MING YUEN S. MA: The example that I want to share with you is sort of an unusual one. I’m still trying to figure it out, so my comments are speculative. The event that I want to talk about as an example is Bricktops, which technically is definitely not an art event, it is not a proscribed political event—it’s a nightclub. It was a once-a-week club run by Vaginal Davis for about three to five years, I believe. [For more information on Bricktops, go to www.vaginaldavis.com.] The club doesn’t exist anymore; the space that it was in is now an up-market bar, called the Troika, in the east part of West Hollywood. Even Vag doesn’t live in L.A. anymore, she moved to Berlin. The temporality and ephemerality of it is partially why I find this so compelling. Bricktops was an actual nightclub in Paris in the 1920s on the Left Bank that was run by an African-American woman named Ada Smith—the original Bricktops was named for her flame-colored wig. The original Bricktops hosted this demimonde of the Lost Generation; it was the kind of locale where a lot of different populations mixed—artists, anarchists, sex workers, etcetera. Vag basically recreated this club, but for contemporary Los Angeles, circa 2002. What I find very interesting about it is that it really creates a community that defies expectations in terms of what it is. You have club kids, people are dressed up, some of them in Twenties vintage clothing, sometimes in contemporary clothing, sometimes a mixture. Usually some sort of performance happens. The music is a hybrid of both 1920s jazz and contemporary versions of that kind of music. I find it difficult to explain why Bricktops is “a local cultural event that productively expanded the social networks that my practice operates in” precisely because it was so unruly and undefinable. The point that I’m trying to make is that change and revolution, a lot of times—and probably usually— don’t emerge from the places that are proscribed, that we expect them to emerge from. Part of the trick is actually to have the awareness to be able to see it when it’s emerging, to identify it. Given that these moments are usually temporal, they’re ephemeral, they’re here and then they’re gone, the question is what do you do with that moment when it’s actually working, when those communities are formed? At the same time, the necessity of realizing that it is not a situation where having it reproduce itself ad infinitum is the productive way of looking at it.
consciousness.
CHRISTINA ULKE (Journal of Aesthetics and Protest): I just wanted to briefly talk about a very small experience that happened in 2006, in this space.
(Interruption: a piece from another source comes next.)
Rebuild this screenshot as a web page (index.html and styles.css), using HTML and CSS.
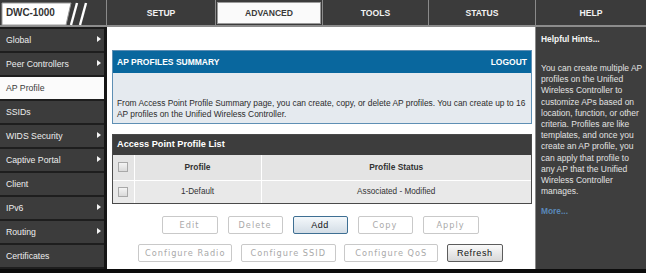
FILE: index.html
```html
<!DOCTYPE html>
<html>
<head>
<meta charset="utf-8">
<link rel="stylesheet" href="styles.css">
</head>
<body>
<div class="app">
  <header class="topbar">
    <div class="logo">
      <svg class="logo-art" width="106" height="27" viewBox="0 0 106 27">
        <polygon points="2,3 71,3 66,25 2,25" fill="#fff" stroke="#9a9a9a" stroke-width="1"/>
        <line x1="77" y1="3" x2="71" y2="25" stroke="#fff" stroke-width="2.4"/>
        <line x1="86" y1="3" x2="80" y2="25" stroke="#fff" stroke-width="2.4"/>
      </svg>
      <span class="logo-text">DWC-1000</span>
    </div>
    <nav class="tabs">
      <div class="tab t-setup">SETUP</div>
      <div class="tab t-adv active"><span>ADVANCED</span></div>
      <div class="tab t-tools">TOOLS</div>
      <div class="tab t-status">STATUS</div>
      <div class="tab t-help">HELP</div>
    </nav>
  </header>
  <div class="content">
    <aside class="sidebar">
      <div class="item">Global<i class="arrow"></i></div>
      <div class="item">Peer Controllers<i class="arrow"></i></div>
      <div class="item selected">AP Profile</div>
      <div class="item">SSIDs</div>
      <div class="item">WIDS Security<i class="arrow"></i></div>
      <div class="item">Captive Portal<i class="arrow"></i></div>
      <div class="item">Client</div>
      <div class="item">IPv6<i class="arrow"></i></div>
      <div class="item">Routing<i class="arrow"></i></div>
      <div class="item">Certificates</div>
    </aside>
    <main class="main">
      <section class="summary">
        <div class="summary-head"><span>AP PROFILES SUMMARY</span><span>LOGOUT</span></div>
        <div class="summary-body">From Access Point Profile Summary page, you can create, copy, or delete AP profiles. You can create up to 16<br>AP profiles on the Unified Wireless Controller.</div>
      </section>
      <section class="list">
        <div class="list-head">Access Point Profile List</div>
        <table class="grid">
          <tr class="hrow"><td class="cb"><span class="box"></span></td><td class="c-prof">Profile</td><td class="c-stat">Profile Status</td></tr>
          <tr class="drow"><td class="cb"><span class="box"></span></td><td class="c-prof">1-Default</td><td class="c-stat">Associated - Modified</td></tr>
        </table>
      </section>
      <div class="buttons">
        <div class="btn-row r1">
          <button class="btn dis w56">Edit</button>
          <button class="btn dis w55">Delete</button>
          <button class="btn add w55">Add</button>
          <button class="btn dis w55">Copy</button>
          <button class="btn dis w56">Apply</button>
        </div>
        <div class="btn-row r2">
          <button class="btn dis w94">Configure Radio</button>
          <button class="btn dis w95">Configure SSID</button>
          <button class="btn dis w94">Configure QoS</button>
          <button class="btn refresh w56">Refresh</button>
        </div>
      </div>
    </main>
    <aside class="help">
      <div class="help-title">Helpful Hints...</div>
      <p class="help-text">You can create multiple AP<br>profiles on the Unified<br>Wireless Controller to<br>customize APs based on<br>location, function, or other<br>criteria. Profiles are like<br>templates, and once you<br>create an AP profile, you<br>can apply that profile to<br>any AP that the Unified<br>Wireless Controller<br>manages.</p>
      <div class="more">More...</div>
    </aside>
  </div>
</div>
</body>
</html>
```
FILE: styles.css
```css
* { box-sizing: border-box; }
html, body { margin: 0; padding: 0; }
body {
  width: 646px;
  height: 273px;
  background: #0c0c0c;
  font-family: "Liberation Sans", Arial, sans-serif;
  overflow: hidden;
}
.app { width: 646px; height: 269px; display: flex; flex-direction: column; }

/* top bar */
.topbar {
  height: 27px;
  display: flex;
  background: #3b3b3b;
  border-bottom: 2px solid #8c8c8c;
}
.logo { position: relative; width: 106px; height: 25px; }
.logo-art { position: absolute; left: 0; top: 0; }
.logo-text {
  position: absolute; left: 6px; top: 7px;
  font-size: 10px; font-weight: bold; color: #333;
  letter-spacing: -0.1px;
}
.tabs { display: flex; flex: 1; }
.tab {
  display: flex; align-items: center; justify-content: center;
  height: 25px;
  border-left: 1px solid #8a8a8a;
  color: #f2f2f2; font-weight: bold; font-size: 8.6px;
}
.t-setup { width: 109px; }
.t-adv { width: 107px; padding: 2px 1px 1px; }
.t-tools { width: 106px; }
.t-status { width: 107px; }
.t-help { width: 111px; }
.tab.active span {
  display: flex; align-items: center; justify-content: center;
  width: 100%; height: 100%;
  background: #fafafa; border: 1px solid #9a9a9a;
  color: #3a3a3a;
}

/* content */
.content { display: flex; height: 242px; }
.sidebar {
  width: 107px;
  background: #1c1c1c;
  border-right: 3px solid #161616;
  padding-top: 2px;
}
.item {
  position: relative;
  height: 24px;
  border-bottom: 2px solid #1e1e1e;
  background: #3c3c3c;
  color: #ededed;
  font-size: 8.7px;
  padding: 6px 0 0 6px;
}
.item.selected { background: #fbfbfb; color: #3a3a3a; }
.arrow {
  position: absolute; right: 3px; top: 7px;
  width: 0; height: 0;
  border-top: 3.5px solid transparent;
  border-bottom: 3.5px solid transparent;
  border-left: 4px solid #f4f4f4;
}

.main {
  width: 428px;
  background: #fff;
  padding: 23px 3px 0 5px;
}
.summary { border: 1px solid #5e8fb4; }
.summary-head {
  height: 22px;
  background: #09679e;
  display: flex; justify-content: space-between; align-items: center;
  padding: 0 4px 0 4px;
  color: #fff; font-weight: bold; font-size: 8.5px;
}
.summary-body {
  background: #e5eaef;
  height: 50px;
  padding: 25px 0 0 4px;
  font-size: 8.4px;
  line-height: 11px;
  color: #2c2c2c;
  white-space: nowrap;
}
.list { margin-top: 10px; border: 1px solid #4a4a4a; }
.list-head {
  height: 20px;
  background: #3d3d3d;
  color: #fff; font-weight: bold; font-size: 9.2px;
  padding: 4px 0 0 4px;
}
.grid { width: 100%; border-collapse: collapse; background: #fff; }
.grid td { border: 1px solid #fff; padding: 0; font-size: 8.2px; color: #333; text-align: center; }
.hrow td { height: 25px; background: #e4e4e4; font-weight: bold; font-size: 8.4px; }
.drow td { height: 23px; background: #e9e9e9; }
.grid td.cb { width: 21px; border-left: 0; }
.grid td.c-prof { width: 127px; }
.grid td.c-stat { border-right: 0; }
.grid tr:first-child td { border-top: 0; }
.grid tr:last-child td { border-bottom: 0; }
.box {
  display: block; width: 10px; height: 10px; margin: 0 auto;
  border: 1px solid #a8a8a8;
  background: linear-gradient(#f4f4f4, #dadada);
}

.buttons { margin-top: 12px; display: flex; flex-direction: column; gap: 10px; }
.btn-row { display: flex; justify-content: center; }
.r1 { gap: 10px; margin-left: -4px; }
.r2 { gap: 8.5px; margin-left: -3px; }
.btn {
  height: 18px; padding: 0;
  font-family: "DejaVu Sans", sans-serif;
  font-size: 8.2px; letter-spacing: 1px;
  border-radius: 2px;
  background: #fff;
}
.btn.dis { border: 1px solid #c9c9c9; color: #a9a9a9; }
.btn.add {
  border: 1px solid #3e6f93; color: #111;
  background: linear-gradient(#f4f8fb, #d3dde6);
  font-family: "Liberation Sans", sans-serif; font-size: 9px; letter-spacing: 0.5px;
}
.btn.refresh {
  border: 1px solid #5c5c5c; color: #111;
  background: linear-gradient(#fafafa, #d8d8d8);
  font-family: "Liberation Sans", sans-serif; font-size: 9px; letter-spacing: 0.6px;
}
.w55 { width: 55px; }
.w56 { width: 56px; }
.w94 { width: 94px; }
.w95 { width: 95px; }

.help {
  width: 111px;
  background: #3e3e3e;
  border-left: 1px solid #8a8a8a;
  padding: 7px 0 0 5px;
}
.help-title { color: #f4f4f4; font-weight: bold; font-size: 8.4px; }
.help-text {
  margin: 19px 0 0;
  color: #e2e2e2; font-size: 8.5px; line-height: 11.2px;
}
.more { margin-top: 9px; color: #5a88b8; font-weight: bold; font-size: 8.4px; }
```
It was Civic Matters. It was organized by Brett Littman, Irene Tsatsos and Veronica Wiman as an exhibition in progress involving local artists and practitioners and designers/artists from Scandinavia. JoA&P organized a campaign for it. Initially we called it ROCK WOMEN FOR REICH CAMPAIGN before we knew what the campaign was about. We had four hours to conceptualize it together with exhibition participants and whoever came for our event, invited or uninvited. What we did was address everyone who was in the space as one constituency including ourselves; there was no separation between the audience and what we were doing. We used activist organizing strategies, like consensus building, to break down the campaign and to develop its goals, strategies, aesthetics/banners and slogans in small groups. Then we worked with our limited time as our reality, the idea being that at this point this was all the time we had available to us, and to create common ground within that limited space. We had to use opportunities, small opportunities, and it was a very powerful experience because we managed to consent upon a campaign. We went out in the street, where the ROCK WOMEN FOR REICH CAMPAIGN had turned into the NICE CAMPAIGN and we gave apples to everyone. But I wanted to say, bringing it back to the first question, I think that the question of the audience is somewhat limiting, actually, in that it’s already describing a relationship that should take place. If you want to move towards a culture of caring you have to overcome the idea of the audience and think more in the sense of, “OK, we’re in the boat together. What can we do at this point in time?”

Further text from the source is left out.